The land around Knockderry was originally owned by the Duke of Argyll but with the arrival of the railway, the Duke, not a fan of the steam engine, chose to sell off plots of land around the peninsular to property developers from Glasgow.   There was an explosion of wealth in Glasgow and many wealthy industrialists chose to build family homes away from the city's smoke and noise.

The Andersons had made their fortune from cotton manufacturing, making fine cotton shirts in Paisley, D & J Anderson is still a trade name for fine shirtings, although now produced by an Italian company.  David Anderson chose to build a summer residence on the rural banks of Loch Long, for his growing family and work began in 1846.
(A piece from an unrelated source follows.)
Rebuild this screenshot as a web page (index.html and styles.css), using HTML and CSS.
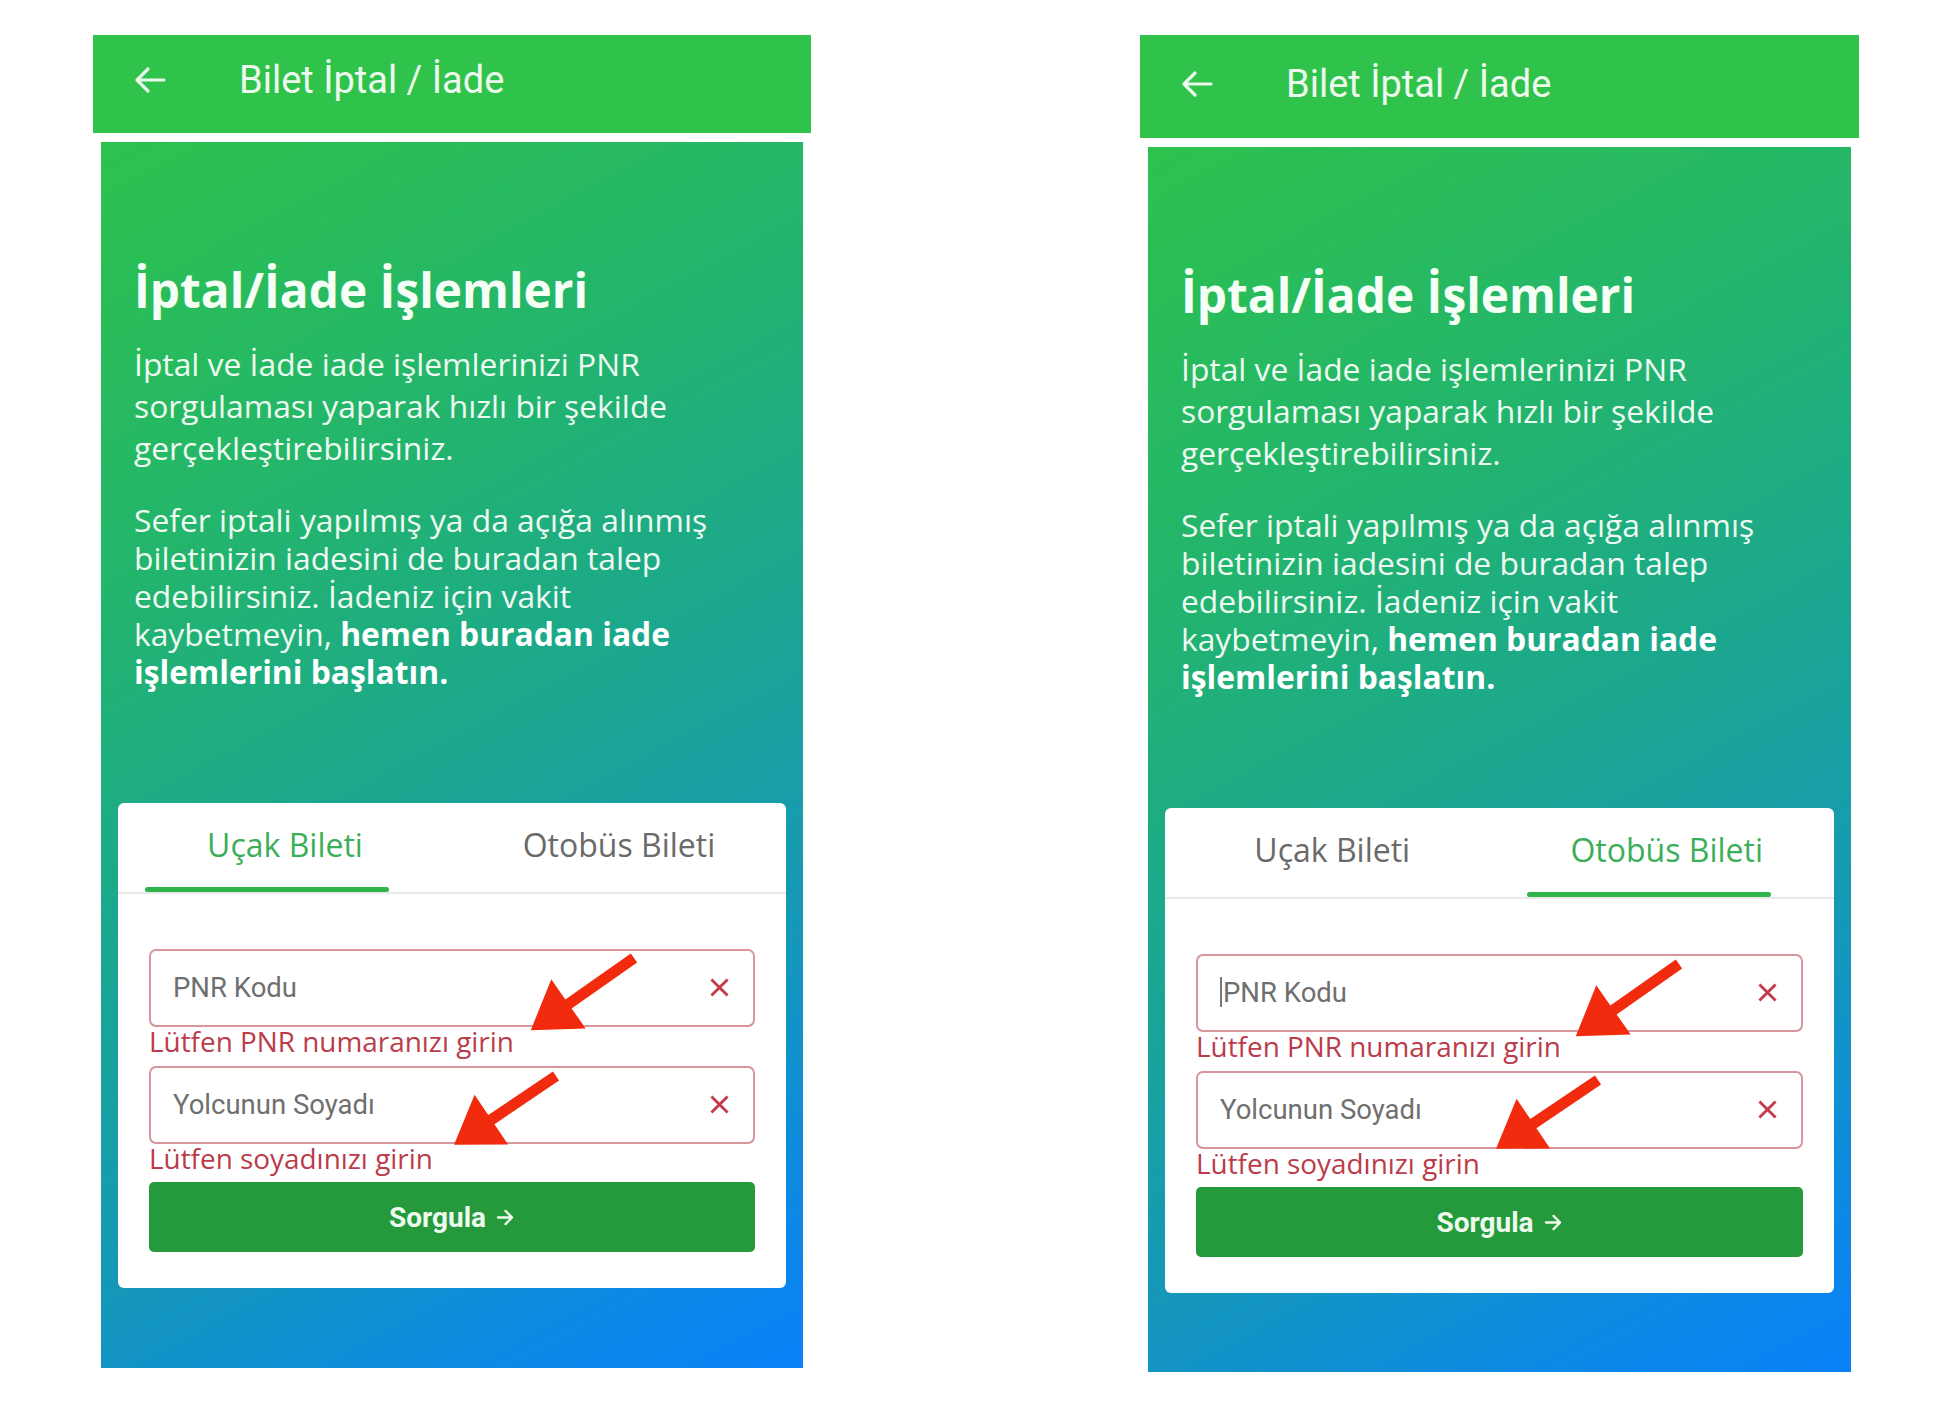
FILE: index.html
```html
<!DOCTYPE html>
<html lang="tr">
<head>
<meta charset="utf-8">
<title>Bilet İptal / İade</title>
<link rel="stylesheet" href="styles.css">
</head>
<body>
<main class="stage">

  <section class="phone">
    <header class="appbar">
      <svg class="back" viewBox="0 0 32 28" aria-hidden="true"><path d="M30 14H3M14 3L3 14L14 25"/></svg>
      <span class="appbar-title">Bilet İptal / İade</span>
    </header>
    <div class="sheet">
      <div class="intro">
        <h1>İptal/İade İşlemleri</h1>
        <p class="lead">İptal ve İade iade işlemlerinizi PNR sorgulaması yaparak hızlı bir şekilde gerçekleştirebilirsiniz.</p>
        <p class="lead more">Sefer iptali yapılmış ya da açığa alınmış biletinizin iadesini de buradan talep edebilirsiniz. İadeniz için vakit kaybetmeyin, <strong>hemen buradan iade işlemlerini başlatın.</strong></p>
      </div>
      <div class="card">
        <div class="tabs">
          <div class="tab is-active"><span class="tab-label">Uçak Bileti</span><span class="indicator"></span></div>
          <div class="tab"><span class="tab-label">Otobüs Bileti</span><span class="indicator"></span></div>
        </div>
        <form class="form">
          <div class="field"><input type="text" placeholder="PNR Kodu"><svg class="clear" viewBox="0 0 20 20" aria-hidden="true"><path d="M3 3L17 17M17 3L3 17"/></svg></div>
          <p class="error">Lütfen PNR numaranızı girin</p>
          <div class="field field-next"><input type="text" placeholder="Yolcunun Soyadı"><svg class="clear" viewBox="0 0 20 20" aria-hidden="true"><path d="M3 3L17 17M17 3L3 17"/></svg></div>
          <p class="error">Lütfen soyadınızı girin</p>
          <button type="button" class="submit">Sorgula <svg class="go" viewBox="0 0 20 18" aria-hidden="true"><path d="M2 9H17M10 2L17 9L10 16"/></svg></button>
        </form>
        <svg class="marks" viewBox="0 0 668 485" aria-hidden="true">
          <polygon transform="translate(516 155) rotate(145)" points="0,-5.5 80,-5.5 80,-30 126,0 80,30 80,5.5 0,5.5"/>
          <polygon transform="translate(438 273) rotate(146)" points="0,-5.5 78,-5.5 78,-30 123,0 78,30 78,5.5 0,5.5"/>
        </svg>
      </div>
    </div>
  </section>

  <section class="phone phone-b">
    <header class="appbar">
      <svg class="back" viewBox="0 0 32 28" aria-hidden="true"><path d="M30 14H3M14 3L3 14L14 25"/></svg>
      <span class="appbar-title">Bilet İptal / İade</span>
    </header>
    <div class="sheet">
      <div class="intro">
        <h1>İptal/İade İşlemleri</h1>
        <p class="lead">İptal ve İade iade işlemlerinizi PNR sorgulaması yaparak hızlı bir şekilde gerçekleştirebilirsiniz.</p>
        <p class="lead more">Sefer iptali yapılmış ya da açığa alınmış biletinizin iadesini de buradan talep edebilirsiniz. İadeniz için vakit kaybetmeyin, <strong>hemen buradan iade işlemlerini başlatın.</strong></p>
      </div>
      <div class="card">
        <div class="tabs">
          <div class="tab"><span class="tab-label">Uçak Bileti</span><span class="indicator"></span></div>
          <div class="tab is-active"><span class="tab-label">Otobüs Bileti</span><span class="indicator"></span></div>
        </div>
        <form class="form">
          <div class="field"><span class="caret"></span><input type="text" placeholder="PNR Kodu"><svg class="clear" viewBox="0 0 20 20" aria-hidden="true"><path d="M3 3L17 17M17 3L3 17"/></svg></div>
          <p class="error">Lütfen PNR numaranızı girin</p>
          <div class="field field-next"><input type="text" placeholder="Yolcunun Soyadı"><svg class="clear" viewBox="0 0 20 20" aria-hidden="true"><path d="M3 3L17 17M17 3L3 17"/></svg></div>
          <p class="error">Lütfen soyadınızı girin</p>
          <button type="button" class="submit">Sorgula <svg class="go" viewBox="0 0 20 18" aria-hidden="true"><path d="M2 9H17M10 2L17 9L10 16"/></svg></button>
        </form>
        <svg class="marks" viewBox="0 0 668 485" aria-hidden="true">
          <polygon transform="translate(514 156) rotate(145)" points="0,-5.5 80,-5.5 80,-30 126,0 80,30 80,5.5 0,5.5"/>
          <polygon transform="translate(433 272) rotate(146)" points="0,-5.5 78,-5.5 78,-30 123,0 78,30 78,5.5 0,5.5"/>
        </svg>
      </div>
    </div>
  </section>

</main>
</body>
</html>
```

FILE: styles.css
```css
html, body {
  margin: 0;
  padding: 0;
  background: #ffffff;
}

body {
  width: 1950px;
  height: 1412px;
  overflow: hidden;
  font-family: "Open Sans", "Noto Sans", sans-serif;
}

.stage {
  display: flex;
  align-items: flex-start;
  gap: 329px;
  padding: 35px 0 0 93px;
}

.phone {
  width: 718px;
  flex: none;
}

.phone-b {
  width: 719px;
}

/* ---------- app bar ---------- */
.appbar {
  height: 98px;
  background: #2fc34c;
  display: flex;
  align-items: center;
  gap: 73px;
  padding: 0 0 8px 41px;
  box-sizing: border-box;
}

.phone-b .appbar {
  height: 103px;
  padding-bottom: 5px;
}

.back {
  width: 32px;
  height: 28px;
  flex: none;
  fill: none;
  stroke: #e9f9ea;
  stroke-width: 3.2;
  stroke-linecap: round;
  stroke-linejoin: round;
}

.appbar-title {
  font-family: Roboto, "Liberation Sans", sans-serif;
  font-weight: 400;
  font-size: 38px;
  line-height: 1;
  color: #eef9ee;
}

/* ---------- gradient sheet ---------- */
.sheet {
  margin: 9px 8px 0;
  height: 1226px;
  box-sizing: border-box;
  padding: 120px 17px 0;
  background: linear-gradient(152deg, #2dc24d 0%, #23b56c 28%, #1ba78f 50%, #1598b8 72%, #0c88e6 90%, #0981f8 100%);
}

.phone-b .sheet {
  height: 1225px;
}

.intro {
  padding: 0 16px;
  color: #eefaf1;
}

.intro h1 {
  margin: 0;
  font-weight: 700;
  font-size: 47.8px;
  line-height: 56px;
  color: #f6fff6;
}

.lead {
  margin: 25px 0 0;
  max-width: 600px;
  font-size: 31.8px;
  line-height: 42px;
  font-weight: 400;
}

.lead.more {
  margin-top: 32px;
  line-height: 38px;
}

.lead strong {
  font-weight: 700;
  color: #ffffff;
}

/* ---------- card ---------- */
.card {
  position: relative;
  margin-top: 112px;
  background: #ffffff;
  border-radius: 6px;
  padding-bottom: 36px;
}

.tabs {
  display: grid;
  grid-template-columns: 1fr 1fr;
  border-bottom: 2px solid #e9e9e9;
}

.tab {
  height: 89px;
  display: flex;
  flex-direction: column;
  box-sizing: border-box;
  padding-top: 22px;
}

.tab-label {
  text-align: center;
  font-size: 32px;
  line-height: 40px;
  color: #6a6a6a;
}

.indicator {
  margin-top: auto;
  margin-left: 27px;
  width: 244px;
  height: 5px;
  border-radius: 3px;
  background: transparent;
}

.tab.is-active .tab-label {
  color: #3dae58;
}

.tab.is-active .indicator {
  background: #2fb34b;
}

/* ---------- form ---------- */
.form {
  padding: 55px 31px 0;
  margin: 0;
}

.field {
  height: 78px;
  box-sizing: border-box;
  border: 2px solid #d8959c;
  border-radius: 7px;
  display: flex;
  align-items: center;
  padding: 0 22px 2px 22px;
}

.field-next {
  margin-top: 11px;
}

.field input {
  flex: 1;
  min-width: 0;
  border: 0;
  outline: none;
  background: transparent;
  padding: 0;
  font-family: Roboto, "Liberation Sans", sans-serif;
  font-size: 27.5px;
  color: #333333;
}

.field input::placeholder {
  color: #6f6f6f;
  opacity: 1;
}

.caret {
  width: 2px;
  height: 30px;
  background: #7a7a7a;
  margin-right: 1px;
  flex: none;
}

.clear {
  width: 23px;
  height: 23px;
  flex: none;
  fill: none;
  stroke: #c23c4b;
  stroke-width: 2.5;
}

.error {
  margin: 0;
  font-size: 27.9px;
  line-height: 28px;
  color: #bb3b4a;
  white-space: nowrap;
}

.submit {
  margin-top: 10px;
  width: 100%;
  height: 70px;
  border: 0;
  border-radius: 5px;
  background: #249a3c;
  color: #eefaee;
  font-family: Roboto, "Liberation Sans", sans-serif;
  font-weight: 700;
  font-size: 28px;
  display: flex;
  align-items: center;
  justify-content: center;
  gap: 10px;
  padding: 0;
}

.go {
  width: 19px;
  height: 17px;
  fill: none;
  stroke: #eefaee;
  stroke-width: 2.4;
  stroke-linecap: round;
  stroke-linejoin: round;
}

/* annotation arrows drawn over the card */
.marks {
  position: absolute;
  left: 0;
  top: 0;
  width: 668px;
  height: 485px;
  pointer-events: none;
  fill: #f22a0e;
}
```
David Anderson's son, John Anderson (1827-1911), inherited Knockderry in 1879  and decieded to extend it in 1897. He asked the well-known architect Leiper to draw up plans. The  area now used as our restaurant and bar - and the rooms above were added at that time along with all the turrets and towers that give the house its current distinctive look. Obviously very wealthy John Anderson maintained his main residence in Park Circus, Glasgow and the 1881 census shows that three children of John Anderson & Jessie Harvie were living at Knockderry, with two servants, while their parents lived at 3 Park Circus, Glasgow. 

John and Jessie Anderson - had two sons, David Blyth Anderson (1872-1944) and A (Alexander) Harvie Anderson (1873-1939).  A. Harvie Anderson and some of his seven sisters lived at Knockderry. The family continued to live in the house until the 1930's and he was listed in telephone directories until 1938. The Misses Anderson, (Ida Katherine Anderson & Norah V Anderson) renowned local artists, were still resident in 1940 when the house was sold to the Gibson family. 

The current restaurant was originally the Music Room and family chapel and still retains many of the original features as does the old Billiard Room and the Dining Room, which boasts stained glass by James Guthrie Jnr and Daniel Cottier. 

The house was sold in the 1940’s and again in 1966 where it was eventually turned into a small hotel with a bar.